A scholarly analysis of the Mexican Revolution that focuses on how innovations in military economy and tactics resulted in social change.
In this second installment in a trilogy, Janssens shifts away from an examination of the defense establishment during the Mexican Revolution and tackles the consequences of the Federal Army’s thorough destruction. In response to the challenge posed by the swelling ranks of the Constitutionalists, the Federal Army staged a massive mobilization of its own, but it was ill-suited to the task. It was wedded to an 18th-century European model of an army run by an officer corps of ersatz nobility, so its large-scale recruitment degraded the overall quality of its troops and undercut its claim to superiority.
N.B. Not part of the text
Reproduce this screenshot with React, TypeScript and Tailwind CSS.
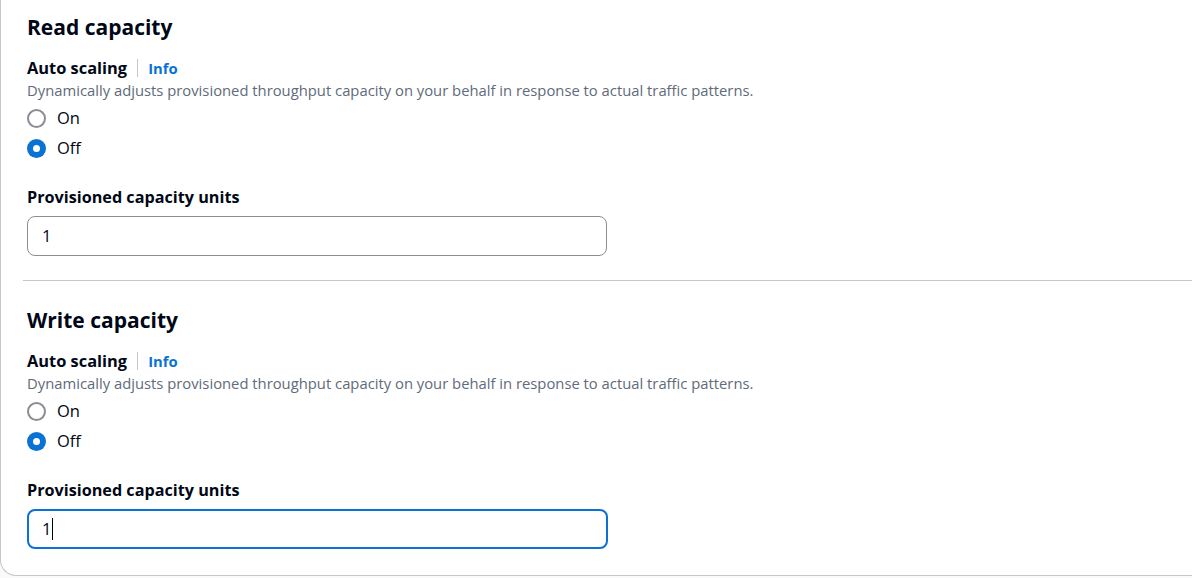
import { useState } from "react";

const font = { fontFamily: '"Open Sans", "Noto Sans", Arial, sans-serif' };

const Radio = ({ checked, label }: { checked: boolean; label: string }) => (
  <label className="flex h-[30px] items-center gap-[11px]">
    {checked ? (
      <span className="flex h-[19px] w-[19px] items-center justify-center rounded-full bg-[#0972d3]">
        <span className="h-[7px] w-[7px] rounded-full bg-white" />
      </span>
    ) : (
      <span className="h-[19px] w-[19px] rounded-full border-2 border-[#8c8c94] bg-white" />
    )}
    <span className="text-[16.5px] text-[#000716]">{label}</span>
  </label>
);

const CapacitySection = ({ title, focused }: { title: string; focused?: boolean }) => (
  <div className="flex flex-col">
    <h2 className="h-[34px] text-[21px] font-bold leading-[34px] text-[#000716]">{title}</h2>
    <div className="mt-[13px] flex h-[22px] items-center">
      <span className="text-[16.4px] font-bold text-[#000716]">Auto scaling</span>
      <span className="mx-[10px] h-[18px] w-px bg-[#c6c6cd]" />
      <span className="text-[14.8px] font-bold text-[#0972d3]">Info</span>
    </div>
    <p className="h-[22px] text-[14.8px] leading-[22px] text-[#5f6b7a]">
      Dynamically adjusts provisioned throughput capacity on your behalf in response to actual traffic patterns.
    </p>
    <div className="mt-[2px] flex flex-col">
      <Radio checked={false} label="On" />
      <Radio checked label="Off" />
    </div>
    <div className="mt-[23px] h-[22px] text-[16.2px] font-bold leading-[22px] text-[#000716]">
      Provisioned capacity units
    </div>
    <div
      className={
        focused
          ? "mt-[8px] flex h-[40px] w-[581px] items-center rounded-[8px] border-2 border-[#0972d3] px-[13px]"
          : "mt-[8px] flex h-[40px] w-[580px] items-center rounded-[8px] border border-[#8c8c94] px-[14px]"
      }
    >
      <span className="text-[16.5px] text-[#000716]">1</span>
      {focused && <span className="ml-px h-[22px] w-px bg-black" />}
    </div>
  </div>
);

export default function App() {
  const [, setX] = useState(0);
  void setX;
  return (
    <div className="h-[578px] w-[1192px] overflow-hidden bg-[#fafafa]" style={font}>
      <div className="flex flex-col rounded-bl-[16px] border-b border-l border-[#c6c6cd] bg-white pb-[26px]">
        <div className="pl-[26px] pt-[10px]">
          <CapacitySection title="Read capacity" />
        </div>
        <div className="ml-[22px] mt-[24px] h-px bg-[#c6c6cd]" />
        <div className="pl-[26px] pt-[22px]">
          <CapacitySection title="Write capacity" focused />
        </div>
      </div>
    </div>
  );
}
By contrast, the Constitutionalists effectively built a considerable citizen army, and they had to devise an economic strategy to sustain it through the war. In short, they had to create a sophisticated fiscal policy—replete with taxations schemes, business interests, and even currency—that allowed them to compete with an army backed by a sovereign nation. Janssens is keenly interested in the social impact of the Federal Army’s demise; not only did it undermine the mystique of professional military service and replace it with a more egalitarian model, he says, but it also produced a new brand of soldier that was more entrepreneurial than aristocratic. As in the first volume, the author ably repudiates Marxist historiography that overemphasizes the American influence on the war, which he says was largely operational and tactical rather than material. Also, Janssens’ investigative research is again breathtakingly scrupulous and his defiance of prevailing opinion remains impressive. This is an academic monograph for specialists, as the arguments are far too minutely detailed and dense to be accessible to laypeople. That said, the author spectacularly succeeds in connecting the conclusion of the war to the end of a certain species of militarism. Moreover, he continues to back up his plausible claim that the Mexican Revolutionary War had wide-ranging social and economic ramifications. As a result, this bracingly original and authoritative volume is sure to become a fixture of scholarly debate.
An uncommon blend of military analysis and sociological history.